Billy The Kid’s Old Timey Oddities and the Ghastly Fiend of London #1

Kyle Hotz and Eric Powell’s Billy the Kid’s Old Timey Oddities and the Ghastly Fiend of London certainly delivers on the oddities in this first issue while also managing to provide a fresh and rather twisted take on the fiendish Jack the Ripper story. As far as delivering on what the title promises Billy the Kid thoroughly delivers. 

Billy finds himself in London during the 19th Century. The city is gripped by the terror of the Ripper who is tearing his way through the cities prostitutes. Completely unable to fathom the reasons behind why a ‘man’ would commit the Ripper’s horrific crimes the papers begin to circulate a theory that deformed freaks are the ones responsible for the crimes. After all they aren’t really human are they? Billy just so happens to be friends with one of the few people, Fineas Sproule, who actually views these freaks as people, albeit with some of his own motives behind his view as he operates a Vaudeville show. In his employ are the Elephant Man, a tiny person, a woman whose skin changes and reacts differently and some sort of lizard man. The Elephant Man informs Fineas of the allegations against London’s deformed and Fineas and Billy (with the promise of cheap women) take the investigation into their own hands.  
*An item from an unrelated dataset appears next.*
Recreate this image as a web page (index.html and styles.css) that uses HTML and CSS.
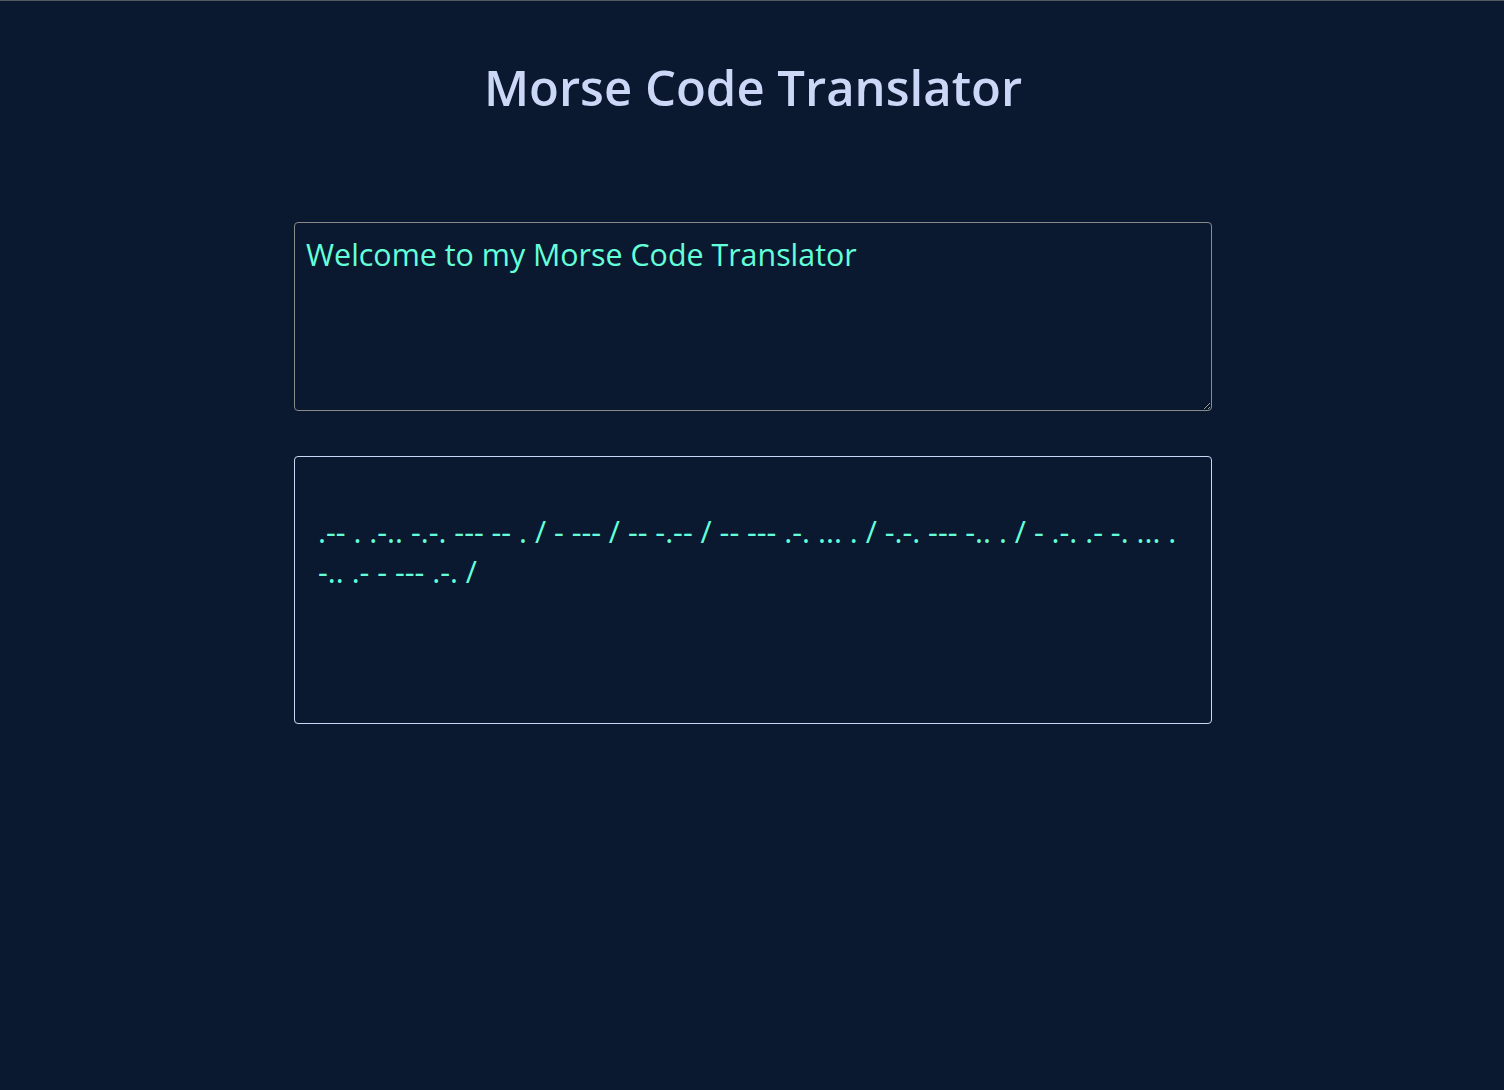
FILE: index.html
```html
<!DOCTYPE html>
<html lang="en">
<head>
<meta charset="utf-8">
<title>Morse Code Translator</title>
<link rel="stylesheet" href="styles.css">
</head>
<body>
<main class="app">
  <h1 class="title">Morse Code Translator</h1>
  <textarea class="input">Welcome to my Morse Code Translator</textarea>
  <div class="output">
    <p class="output-text">.-- . .-.. -.-. --- -- . / - --- / -- -.-- / -- --- .-. ... . / -.-. --- -.. . / - .-. .- -. ... .-.. .- - --- .-. /</p>
  </div>
</main>
</body>
</html>
```
FILE: styles.css
```css
html, body {
  margin: 0;
  padding: 0;
}
body {
  background: #0a192f;
  border-top: 1px solid #555a60;
  padding-left: 2px;
  min-height: 1089px;
  font-family: "Open Sans", "Noto Sans", sans-serif;
}
.app {
  width: 918px;
  margin: 0 auto;
  display: flex;
  flex-direction: column;
}
.title {
  margin: 50px 0 0;
  text-align: center;
  color: #ccd6f6;
  font-size: 49px;
  font-weight: 600;
  line-height: 72px;
}
.input {
  margin-top: 99px;
  box-sizing: border-box;
  width: 918px;
  height: 189px;
  background: #0a192f;
  color: #64ffda;
  border: 1px solid #8a8a8a;
  border-radius: 4px;
  padding: 13px 11px;
  font-family: "Open Sans", "Noto Sans", sans-serif;
  font-size: 30.4px;
  line-height: 1.25;
  resize: vertical;
  outline: none;
}
.output {
  margin-top: 45px;
  box-sizing: border-box;
  height: 268px;
  border: 1px solid #ccd6f6;
  border-radius: 4px;
  padding: 27px 23px 25px;
}
.output-text {
  margin: 28px 0 0;
  color: #64ffda;
  font-size: 30.4px;
  line-height: 40px;
  word-break: break-all;
}
```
The combination of the story and the artwork by Hotz has me completely sucked into this comic. Maybe it’s because I just read and watched From Hell and have the Ripper on the brain but I tore through it in a matter of minutes and had to go back over it to fully take everything in. Hotz and Powell, thankfully, don’t try to contend with Moore’s brilliant From Hell. Instead they show that the Ripper can be open to more than one comic book adaptation.  

After only one issue Hotz has managed to make me care about the characters and want to know more about them. I want to know what Fineas’s deformity is, whether it’s physical, mental or psychological. I want to know whether that affects his relationship with his deformed colleagues. I want to believe that he’s a good person who is trying to help these people out, but then again I can’t get past the money and exploitation angle. I love Hotz’s over the top Elephant Man who actually has Elephant like features and a little bit of Beast’s (X-men) sophisticated, gentlemanly genius to him. I also want to see where Hotz and Powell go with the Ripper tale and whether it treads familiar lore or completely strikes out on its own. The only downside to the story was the drugging incident. I didn’t quite get what happened there and felt I’d missed some minor detail in the earlier panels leading up to it. It created unnecessary questions that I hope will be addressed in later issues purely for the sake of my obsessive mind that needs the details explained.  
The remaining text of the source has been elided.